Benoît Duteurtre, option paradis
L’auteur du Voyage en France signe avec L’Ordinateur du paradis un roman drolatique et acide en forme de fable sur notre présent.
L’un des personnages principaux de L’Ordinateur du paradis vient à peine de franchir les portes de la Cité céleste qu’il se heurte à une bureaucratie tatillonne et des consignes hygiénistes diffusées en anglais : «ces premières observations me replaçaient déjà dans une situation caractéristique de mon existence terrestre, consistant à m’agiter contre des états de fait auxquels je ne pouvais rien changer, à m’irriter de détails qui n’irritaient que moi, à partir en guerre contre des scandales dont l’évidence n’apparaissait qu’à mes propres yeux…» On reconnaît ici Benoît Duteurtre dont nombre de romans ont pour motif des individus aux prises avec les tracas imposés par une modernité absurde. Pour le bonheur de ses lecteurs, il a choisi d’en rire et d’en faire rire à travers des fables ou des romans de légère anticipation instaurant une salubre distanciation et une fantaisie qui chassent toute lourdeur didactique.
Que découvre encore le narrateur au paradis ? Des décors dignes d’un terminal d’aéroport, une cellule d’assistance psychologique et surtout un avocat chargé de défendre son cas. Car ici, on sélectionne et les nouveaux venus doivent répondre de leurs fautes : avoir mis en doute la réalité du réchauffement climatique, avoir surfé sur des sites pornographiques… Ce dernier péché va également troubler la vie terrestre de Simon Laroche, rapporteur de la Commission des Libertés publiques, structure publique publiant des avis sur la protection de la vie privée, mais ce fringant quinquagénaire va devoir affronter une menace bien plus grande. Des propos échangés en off d’un débat radiophonique autour de la proposition de «pénaliser la consultation d’images dégradantes pour les femmes» sont diffusés sur Internet. «La cause des femmes ! La cause des gays ! J’en ai marre de ces agités qui s’excitent pour des combats déjà gagnés…», plaisante Laroche. Le dérapage est constitué et le débonnaire fonctionnaire se transforme en victime sacrificielle sur l’autel médiatico-virtuel…

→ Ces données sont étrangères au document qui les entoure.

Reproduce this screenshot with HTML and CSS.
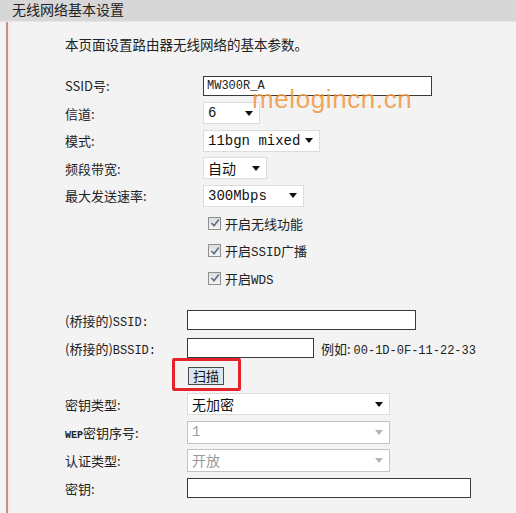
FILE: index.html
```html
<!DOCTYPE html>
<html lang="zh-CN">
<head>
    <meta charset="UTF-8">
    <title>无线网络基本设置</title>
    <link rel="stylesheet" href="styles.css">
</head>
<body>

    <div class="title-bar">无线网络基本设置</div>

    <div class="panel">
        <p class="intro">本页面设置路由器无线网络的基本参数。</p>

        <!-- basic wireless settings -->
        <div class="form-grid top">
            <label>SSID号:</label>
            <div><input type="text" class="text-input ssid" value="MW300R_A"></div>

            <label>信道:</label>
            <div><div class="select w57"><span>6</span><i class="arrow"></i></div></div>

            <label>模式:</label>
            <div><div class="select w117"><span>11bgn mixed</span><i class="arrow"></i></div></div>

            <label>频段带宽:</label>
            <div><div class="select w64"><span class="cjk">自动</span><i class="arrow"></i></div></div>

            <label>最大发送速率:</label>
            <div><div class="select w101"><span>300Mbps</span><i class="arrow"></i></div></div>

            <span></span>
            <div class="check-row"><span class="checkbox"><svg width="10" height="10" viewBox="0 0 10 10"><path d="M1.5 5 L4 7.8 L8.8 1.5" fill="none" stroke="#5c6f86" stroke-width="1.6"/></svg></span><span>开启无线功能</span></div>

            <span></span>
            <div class="check-row"><span class="checkbox"><svg width="10" height="10" viewBox="0 0 10 10"><path d="M1.5 5 L4 7.8 L8.8 1.5" fill="none" stroke="#5c6f86" stroke-width="1.6"/></svg></span><span>开启<span class="mono">SSID</span>广播</span></div>

            <span></span>
            <div class="check-row"><span class="checkbox"><svg width="10" height="10" viewBox="0 0 10 10"><path d="M1.5 5 L4 7.8 L8.8 1.5" fill="none" stroke="#5c6f86" stroke-width="1.6"/></svg></span><span>开启<span class="mono">WDS</span></span></div>
        </div>

        <!-- WDS bridge settings -->
        <div class="form-grid bottom">
            <label>(桥接的)<span class="mono">SSID:</span></label>
            <div><input type="text" class="text-input w229"></div>

            <label>(桥接的)<span class="mono">BSSID:</span></label>
            <div class="inline"><input type="text" class="text-input w127"><span class="hint">例如: <span class="mono">00-1D-0F-11-22-33</span></span></div>

            <span class="scan-row"></span>
            <div class="scan-row">
                <span class="scan-wrap"><button class="scan-btn">扫描</button><span class="highlight"></span></span>
            </div>

            <label>密钥类型:</label>
            <div><div class="select w203"><span class="cjk">无加密</span><i class="arrow"></i></div></div>

            <label><span class="mono small">WEP</span>密钥序号:</label>
            <div><div class="select w203 disabled"><span>1</span><i class="arrow"></i></div></div>

            <label>认证类型:</label>
            <div><div class="select w203 disabled"><span class="cjk">开放</span><i class="arrow"></i></div></div>

            <label>密钥:</label>
            <div><input type="text" class="text-input w284"></div>
        </div>

        <div class="watermark">melogincn.cn</div>
    </div>

</body>
</html>
```

FILE: styles.css
```css
body {
    margin: 0;
    background-color: #f3f3f3;
    font-family: "Noto Sans CJK SC", "Liberation Sans", sans-serif;
    font-size: 13px;
    color: #222;
}
.title-bar {
    height: 21px;
    line-height: 18px;
    padding-left: 12px;
    background-color: #d7d7d7;
    font-size: 14px;
    color: #222;
    border-bottom: 1px solid #e6e6e6;
}
.panel {
    position: relative;
    margin-left: 6px;
    padding-left: 57px;
    padding-bottom: 20px;
    border-left: 2px solid #b99494;
    box-shadow: inset 3px 0 0 #f7e7e7;
    min-height: 491px;
    box-sizing: border-box;
}
.intro {
    margin: 0;
    padding-top: 12px;
    line-height: 20px;
    font-size: 13.5px;
}
.form-grid {
    display: grid;
    align-items: center;
}
.form-grid.top {
    margin-top: 18px;
    grid-template-columns: 138px auto;
    grid-auto-rows: 27.5px;
}
.form-grid.bottom {
    margin-top: 14px;
    grid-template-columns: 122px auto;
    grid-auto-rows: 28px;
}
.form-grid label {
    font-size: 13px;
}
.mono {
    font-family: "Liberation Mono", "DejaVu Sans Mono", monospace;
    font-size: 12px;
}
.mono.small {
    font-size: 10px;
    font-weight: bold;
}
.text-input {
    display: block;
    height: 20px;
    box-sizing: border-box;
    border: 1px solid #3a3a3a;
    background-color: #fff;
    padding: 0 3px;
    font-family: "Liberation Mono", monospace;
    font-size: 12px;
    color: #222;
    outline: none;
}
.ssid { width: 229px; }
.w229 { width: 229px; }
.w127 { width: 127px; }
.w284 { width: 284px; }
.inline {
    display: flex;
    align-items: center;
}
.hint {
    margin-left: 7px;
    font-size: 13px;
}
.select {
    display: flex;
    align-items: center;
    justify-content: space-between;
    height: 22px;
    box-sizing: border-box;
    padding: 0 6px 0 4px;
    background-color: #fff;
    border: 1px solid #dcdcdc;
    font-family: "Liberation Mono", monospace;
    font-size: 14px;
    color: #111;
}
.select .cjk {
    font-family: "Noto Sans CJK SC", sans-serif;
    font-size: 14px;
}
.arrow {
    width: 0;
    height: 0;
    border-left: 4px solid transparent;
    border-right: 4px solid transparent;
    border-top: 5px solid #111;
}
.w57 { width: 57px; }
.w117 { width: 117px; }
.w64 { width: 64px; }
.w101 { width: 101px; }
.w203 { width: 203px; }
.select.disabled {
    border-color: #c4c4c4;
    color: #9a9a9a;
    height: 23px;
}
.select.disabled .arrow {
    border-top-color: #b5b5b5;
}
.check-row {
    display: flex;
    align-items: center;
    padding-left: 5px;
    font-size: 13px;
}
.check-row .mono {
    font-size: 12.5px;
}
.checkbox {
    display: inline-flex;
    align-items: center;
    justify-content: center;
    width: 11px;
    height: 11px;
    margin-right: 4px;
    border: 1px solid #8f8f8f;
    background: linear-gradient(#dedede, #f4f4f4);
}
.scan-row {
    height: 24px;
    display: flex;
    align-items: center;
}
.scan-wrap {
    position: relative;
    display: inline-block;
    margin-left: 1px;
}
.scan-btn {
    display: block;
    height: 18px;
    padding: 0 4px;
    border: 1px solid #4a4a4a;
    background-color: #dbe5ef;
    font-family: "Noto Sans CJK SC", sans-serif;
    font-size: 13px;
    line-height: 14px;
    color: #111;
}
.highlight {
    position: absolute;
    left: -16px;
    top: -9px;
    right: -17px;
    bottom: -6px;
    border: 3px solid #e3242b;
    border-radius: 2px;
}
.watermark {
    position: absolute;
    left: 244px;
    top: 62px;
    font-family: "Liberation Sans", sans-serif;
    font-size: 26px;
    letter-spacing: 0.6px;
    color: rgba(242, 150, 60, 0.85);
}
```
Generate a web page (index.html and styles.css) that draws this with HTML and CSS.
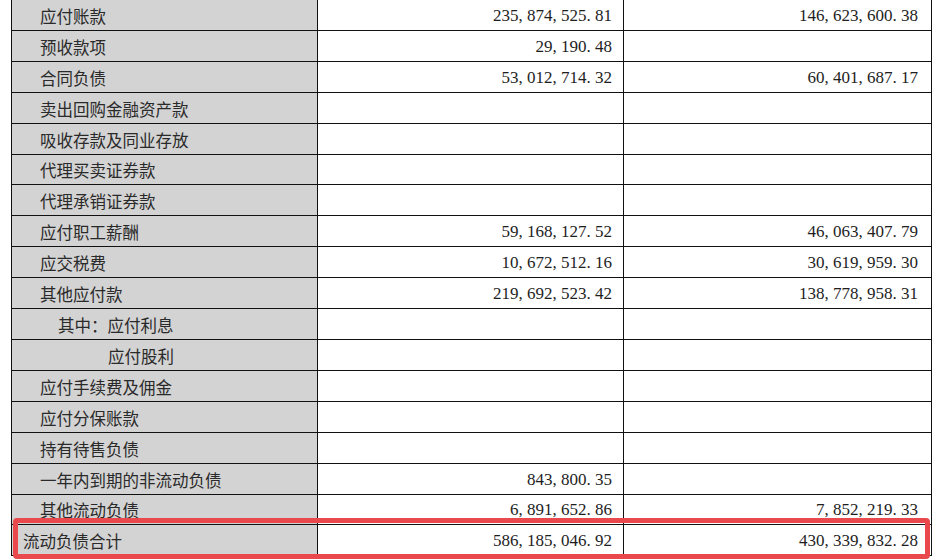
FILE: index.html
```html
<!DOCTYPE html>
<html lang="zh">
<head>
<meta charset="utf-8">
<title>流动负债</title>
<link rel="stylesheet" href="styles.css">
</head>
<body>
<div class="sheet">
  <table class="fin">
    <colgroup><col class="c-label"><col class="c-num"><col class="c-num2"></colgroup>
    <tbody>
      <tr><td class="label">应付账款</td><td class="num">235, 874, 525. 81</td><td class="num last">146, 623, 600. 38</td></tr>
      <tr><td class="label">预收款项</td><td class="num">29, 190. 48</td><td class="num last"></td></tr>
      <tr><td class="label">合同负债</td><td class="num">53, 012, 714. 32</td><td class="num last">60, 401, 687. 17</td></tr>
      <tr><td class="label">卖出回购金融资产款</td><td class="num"></td><td class="num last"></td></tr>
      <tr><td class="label">吸收存款及同业存放</td><td class="num"></td><td class="num last"></td></tr>
      <tr><td class="label">代理买卖证券款</td><td class="num"></td><td class="num last"></td></tr>
      <tr><td class="label">代理承销证券款</td><td class="num"></td><td class="num last"></td></tr>
      <tr><td class="label">应付职工薪酬</td><td class="num">59, 168, 127. 52</td><td class="num last">46, 063, 407. 79</td></tr>
      <tr><td class="label">应交税费</td><td class="num">10, 672, 512. 16</td><td class="num last">30, 619, 959. 30</td></tr>
      <tr><td class="label">其他应付款</td><td class="num">219, 692, 523. 42</td><td class="num last">138, 778, 958. 31</td></tr>
      <tr><td class="label sub">其中：应付利息</td><td class="num"></td><td class="num last"></td></tr>
      <tr><td class="label sub2">应付股利</td><td class="num"></td><td class="num last"></td></tr>
      <tr><td class="label">应付手续费及佣金</td><td class="num"></td><td class="num last"></td></tr>
      <tr><td class="label">应付分保账款</td><td class="num"></td><td class="num last"></td></tr>
      <tr><td class="label">持有待售负债</td><td class="num"></td><td class="num last"></td></tr>
      <tr><td class="label">一年内到期的非流动负债</td><td class="num">843, 800. 35</td><td class="num last"></td></tr>
      <tr><td class="label">其他流动负债</td><td class="num">6, 891, 652. 86</td><td class="num last">7, 852, 219. 33</td></tr>
      <tr><td class="label total">流动负债合计</td><td class="num">586, 185, 046. 92</td><td class="num last">430, 339, 832. 28</td></tr>
    </tbody>
  </table>
  <div class="highlight"></div>
</div>
</body>
</html>
```

FILE: styles.css
```css
html, body {
  margin: 0;
  padding: 0;
  background: #ffffff;
  overflow: hidden;
}

.sheet {
  position: relative;
  width: 936px;
  height: 560px;
  padding-left: 11px;
  box-sizing: border-box;
}

.fin {
  border-collapse: collapse;
  table-layout: fixed;
  width: 920px;
  margin-top: -1px;
  color: #1e1e1e;
}

.c-label { width: 306px; }
.c-num { width: 306px; }
.c-num2 { width: 308px; }

.fin tr {
  height: 30.92px;
}

.fin td {
  border: 1px solid #111;
  padding: 2px 0 0 0;
  white-space: nowrap;
  overflow: hidden;
  vertical-align: middle;
  line-height: 20px;
}

.label {
  background: #d3d3d3;
  font-family: "Noto Sans CJK SC", "Noto Sans", sans-serif;
  font-size: 16.5px;
  padding-left: 28px !important;
  color: #2a2a2a;
}

.label.sub {
  padding-left: 46px !important;
}

.label.sub2 {
  padding-left: 96px !important;
}

.label.total {
  padding-left: 11px !important;
}

.num {
  text-align: right;
  font-family: "Liberation Serif", "Times New Roman", serif;
  font-size: 17px;
  padding-right: 11px !important;
  color: #1e1e1e;
}

.num.last {
  padding-right: 13px !important;
}

.highlight {
  position: absolute;
  left: 13px;
  top: 519px;
  width: 917px;
  height: 41px;
  border: 5px solid #e9494c;
  border-radius: 4px;
  box-sizing: border-box;
  pointer-events: none;
}
```
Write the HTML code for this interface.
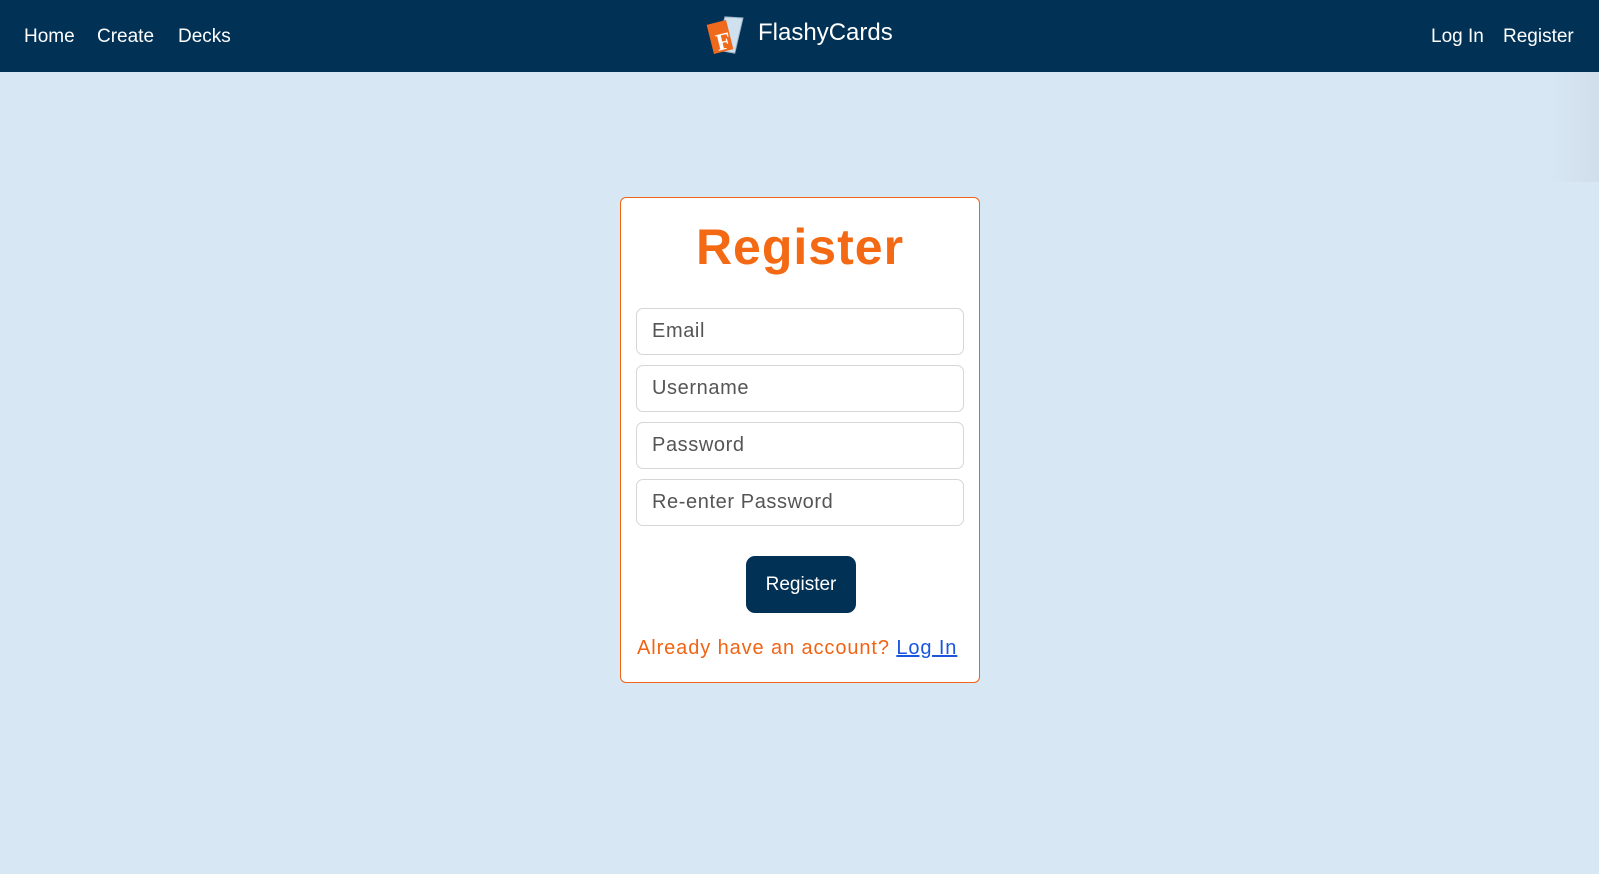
<!DOCTYPE html>
<html><head><style>
*{box-sizing:border-box;margin:0;padding:0}
body{width:1599px;height:874px;background:#d8e7f4;font-family:"Liberation Sans",sans-serif;position:relative;overflow:hidden}
nav{position:absolute;left:0;top:0;width:1599px;height:72px;background:#013155;color:#fff}
nav a{position:absolute;top:26px;font-size:19px;color:#fff;text-decoration:none}
.logo{position:absolute;left:706px;top:14px}
.brand{position:absolute;left:758px;top:19px;font-size:24px;color:#fff}
.card{position:absolute;left:620px;top:197px;width:360px;height:486px;background:#fff;border:1px solid #f06414;border-radius:6px}
h1{position:absolute;left:0;width:100%;top:20px;text-align:center;font-size:50px;color:#f46a14;font-weight:bold;letter-spacing:1px}
.in{position:absolute;left:15px;width:328px;height:47px;border:1px solid #d6d6d6;border-radius:7px;padding-left:15px;line-height:45px;font-size:20px;color:#555;letter-spacing:0.6px}
.btn{position:absolute;left:125px;top:358px;width:110px;height:57px;background:#013155;border-radius:9px;color:#fff;font-size:19px;text-align:center;line-height:57px}
.ft{position:absolute;left:16px;top:439px;font-size:20px;color:#f06414;letter-spacing:0.9px}
.ft u{color:#1a55e0}
.shade{position:absolute;right:0;top:72px;width:50px;height:110px;background:linear-gradient(90deg,rgba(0,0,0,0),rgba(0,0,0,0.04))}
</style></head><body>
<nav>
<a style="left:24px">Home</a><a style="left:97px">Create</a><a style="left:178px">Decks</a>
<svg class="logo" width="48" height="44" viewBox="0 0 48 44">
<path d="M16 4 L34 2 L32 38 L14 38 Z" fill="#cfe0ef" stroke="#9fb5c8" stroke-width="1" transform="rotate(10 24 20)"/>
<rect x="4" y="8" width="20" height="30" fill="#ef6a1c" transform="rotate(-14 14 23)"/>
<text x="9" y="36" font-size="24" font-weight="bold" fill="#fff" font-family="Liberation Serif" transform="rotate(-14 14 23)">F</text>
</svg>
<span class="brand">FlashyCards</span>
<a style="left:1431px">Log In</a><a style="left:1503px">Register</a>
</nav>
<div class="shade"></div>
<div class="card">
<h1>Register</h1>
<div class="in" style="top:110px">Email</div>
<div class="in" style="top:167px">Username</div>
<div class="in" style="top:224px">Password</div>
<div class="in" style="top:281px">Re-enter Password</div>
<div class="btn">Register</div>
<div class="ft">Already have an account? <u>Log In</u></div>
</div>
</body></html>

On ne dévoilera pas plus les rebondissements de ce roman jubilatoire que l’on s’efforce de lire lentement afin d’en prolonger le plaisir. La description du réel (par exemple l’uniformisation des villes ressemblant à des galeries commerciales à ciel ouvert) se marie à la peinture fine de personnages qui échappent aux caricatures, tels Red et Darius, deux grands ados qui auront leur rôle dans L’Ordinateur du paradis.
Bienvenue en enfer !
Comme dans Service clientèle, La Cité heureuse ou Le Retour du Général, Benoît Duteurtre brocarde notre époque où «le mal se résumait à deux faces hideuses : le nazi et le pédophile» ; il se gausse des médias moutonniers, des discours moralisateurs, du règne de la transparence ; il analyse implacablement la doucereuse tyrannie contemporaine : «Le capitalisme a tout gagné ; mais notre époque a également recyclé le pire du communisme : s’exposer sans tabou, sur Facebook ou à la télé ; se fustiger publiquement à la moindre faute.»
L’écrivain passe du Très-Bas au Très-Haut avec virtuosité et imagine un grand dérèglement technologique qui pourrait plonger dans une angoisse inédite des milliards d’individus. Au paradis, ce n’est pas brillant. Dieu est aux abonnés absents et le ciel est devenu une entreprise comme une autre soumise à l’influence néo-libérale «avec l’arrivée de Friedrich Hayek, Milton Friedman, Ronald Reagan, et quantités d’autres apôtres de la déréglementation qui ont commencé à faire leur propagande». Reste alors l’enfer où «rien ne change jamais. Le changement, le mouvement, la nouveauté, tout cela est réservé au paradis !».
Débarrassé des bonnes intentions, il ne se présente pas sans charme : «dans ce monde maudit, la vie quotidienne semble échapper aux fondements de l’économie moderne. Pour le dire autrement, toute une société d’assistés se la coule douce en ces contrées, hormis quelques fonctionnaires gratifiés d’avantages liés à l’ancienneté. Quand l’humanité entière et les bienheureux s’activent pour faire tourner la machine – les uns trimant, les autres consommant –, l’enfer ressemble au temple des paresseux qui n’auront pas assez de l’éternité pour ne rien faire. Ils vivent au jour le jour, selon leur fantaisie, sans guère prendre en compte les intérêts de la société. Ils ont renoncé à tout gain de productivité pour se vouer éternellement et joyeusement au péché.» Bienvenue en enfer !
Christian Authier
L’Ordinateur du paradis, Gallimard, 220 p.